President of the Province of Biella
- Incumbent
- Assumed office 19 December 2021
- Preceded by: Gianluca Foglia Barbisin
- In office 14 October 2014 – 14 November 2018
- Preceded by: Roberto Simonetti
- Succeeded by: Gianluca Foglia Barbisin

Mayor of Occhieppo Superiore
- Incumbent
- Assumed office 8 June 2009
- Preceded by: Guido Dellarovere

Personal details
- Born: 24 May 1975 (age 51) Biella, Piedmont, Italy
- Party: Democratic Party
- Alma mater: University of Pavia
- Profession: Teacher

= Emanuele Ramella Pralungo =

Italian politician (born 1975)

Emanuele Ramella Pralungo (born 24 May 1975) is an Italian politician who has served as president of the Province of Biella since 2021. He previously held the office from 2014 to 2018.

==Life and career==
Ramella Pralungo was born in Biella in 1975 and graduated in law from the University of Pavia in 2004. He later worked as a teacher of administrative and legal subjects.

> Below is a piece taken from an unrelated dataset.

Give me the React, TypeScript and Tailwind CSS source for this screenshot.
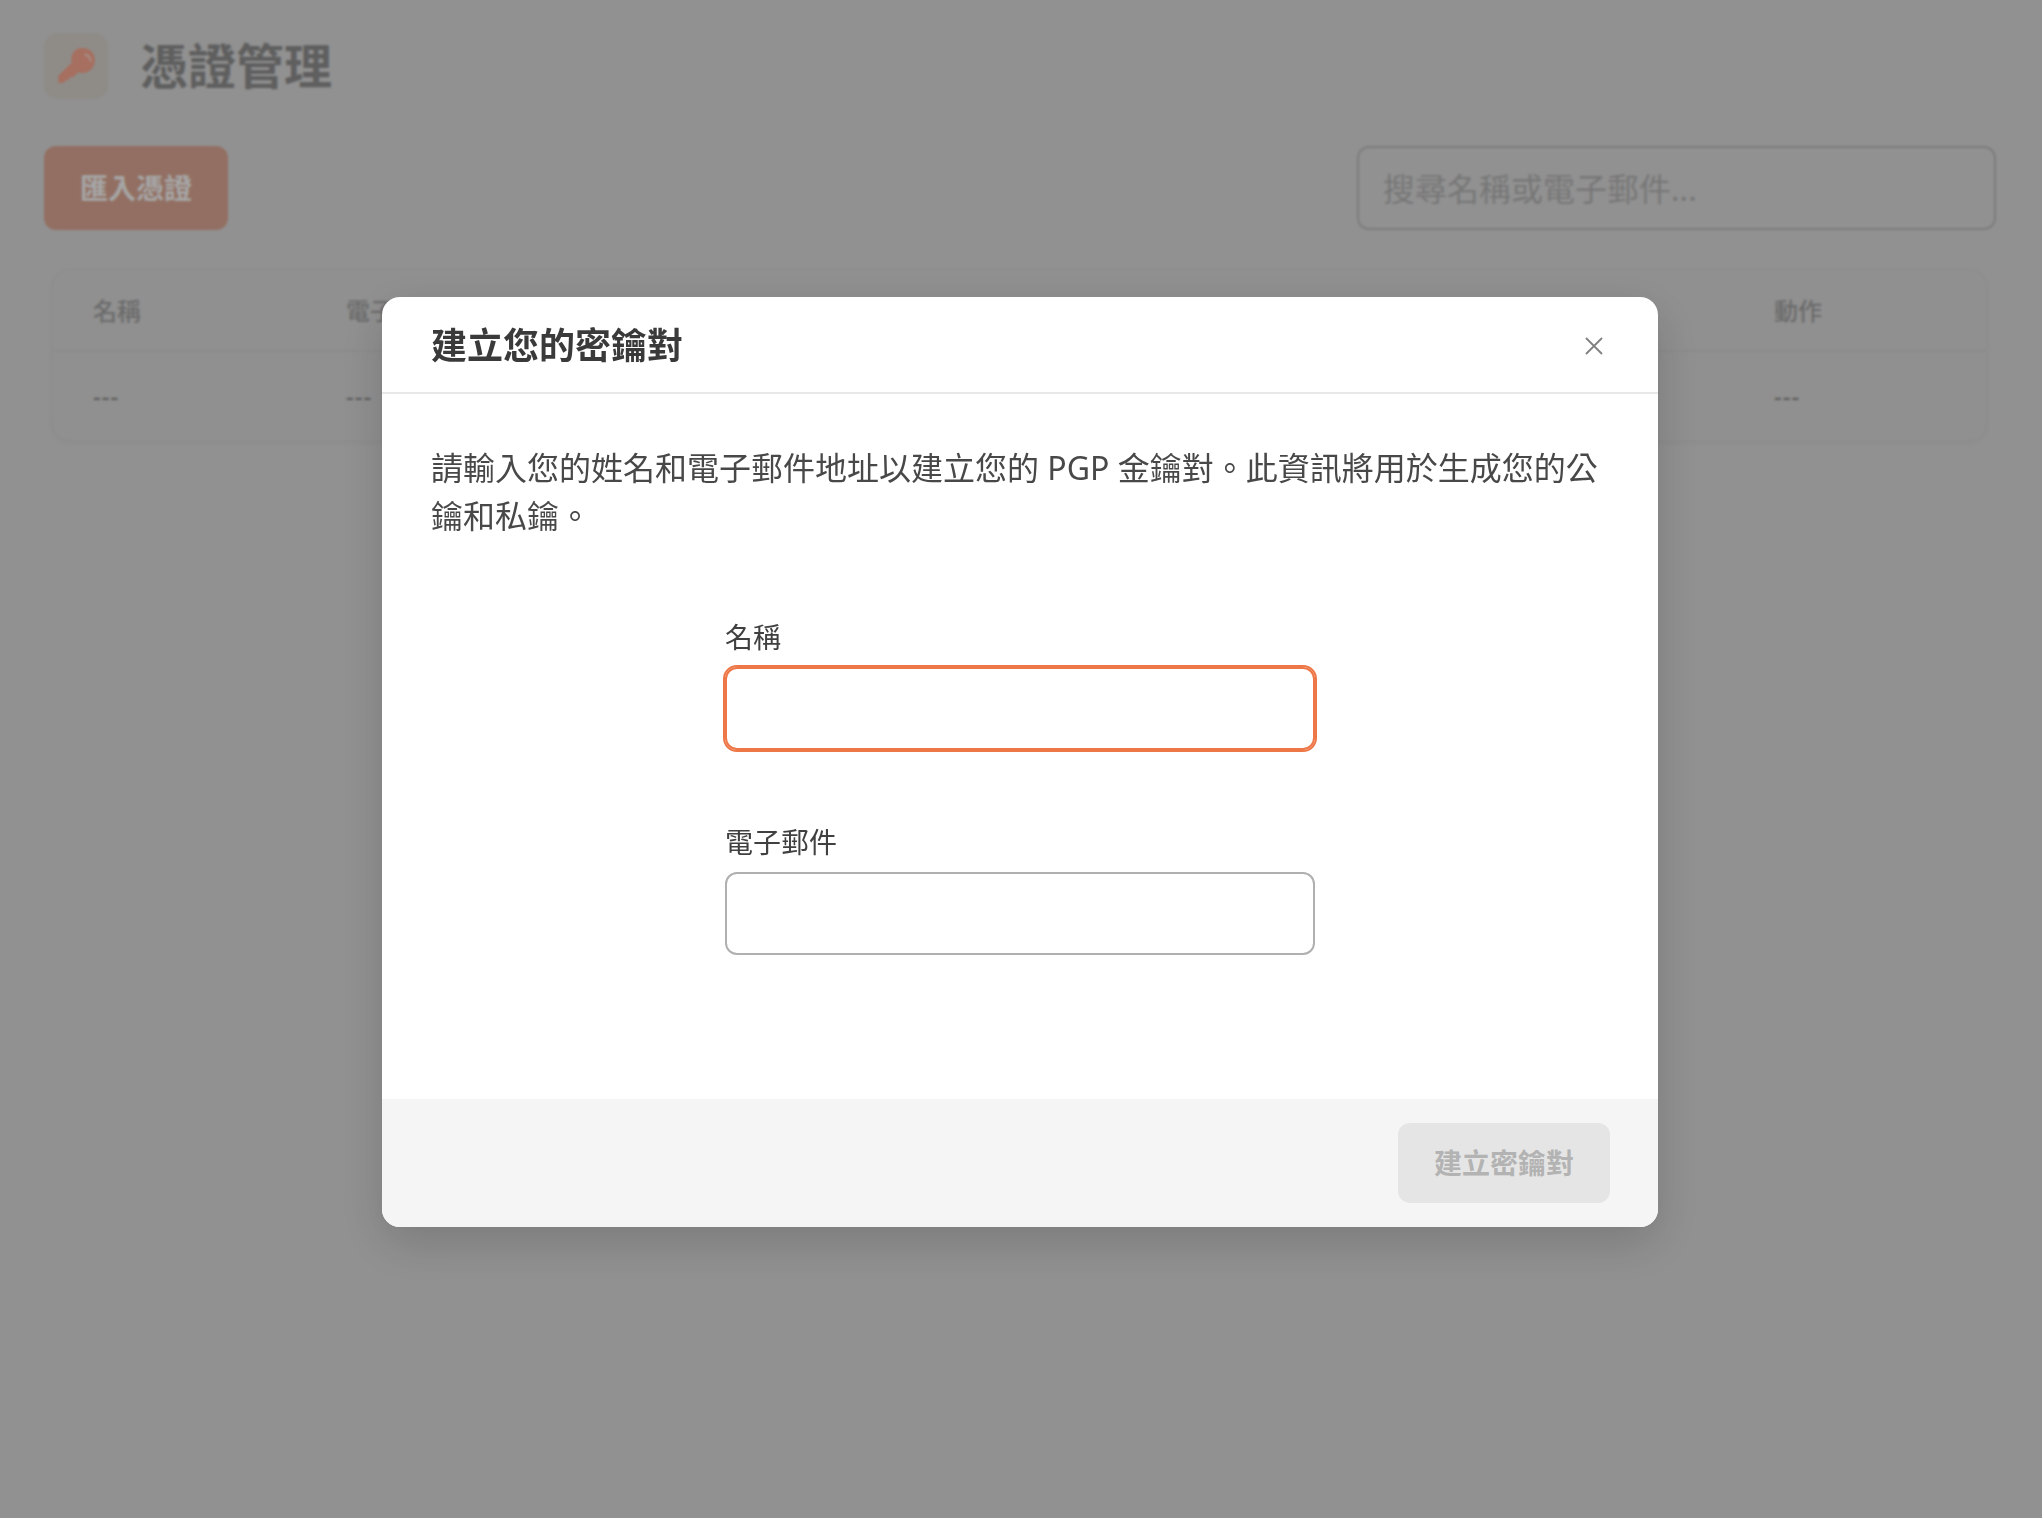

He began his political career in Occhieppo Superiore, where he was elected councillor in 1995 as a representative of the centre-left coalition. He was re-elected to the municipal council in 1999 and 2004. In June 2009, he was elected mayor and was re-elected in 2014.

In October 2014, Ramella Pralungo was elected president of the Province of Biella in the first provincial election held under the provisions of Law 56/2014. He obtained 51,810 weighted votes (68.23%), defeating centre-right candidate Sergio Fantone, who received 24,127 votes (31.77%). He served until November 2018, when he was elected as a member of the Provincial Council.

Ramella Pralungo was confirmed as mayor of Occhieppo Superiore in 2019 and 2024.

In December 2021, he was elected again as president of the province for a second non-consecutive term. Supported by the Democratic Party and civic lists, he defeated centre-right candidate Francesca Delmastro of Brothers of Italy, obtaining a majority of weighted votes and succeeding Gianluca Foglia Barbisin.

Ramella Pralungo was confirmed for a third term in March 2026, defeating Paolo Gelone, mayor of Candelo, receiving 50,616 weighted votes (57.39%) against Gelone's 37,576 (42.61%).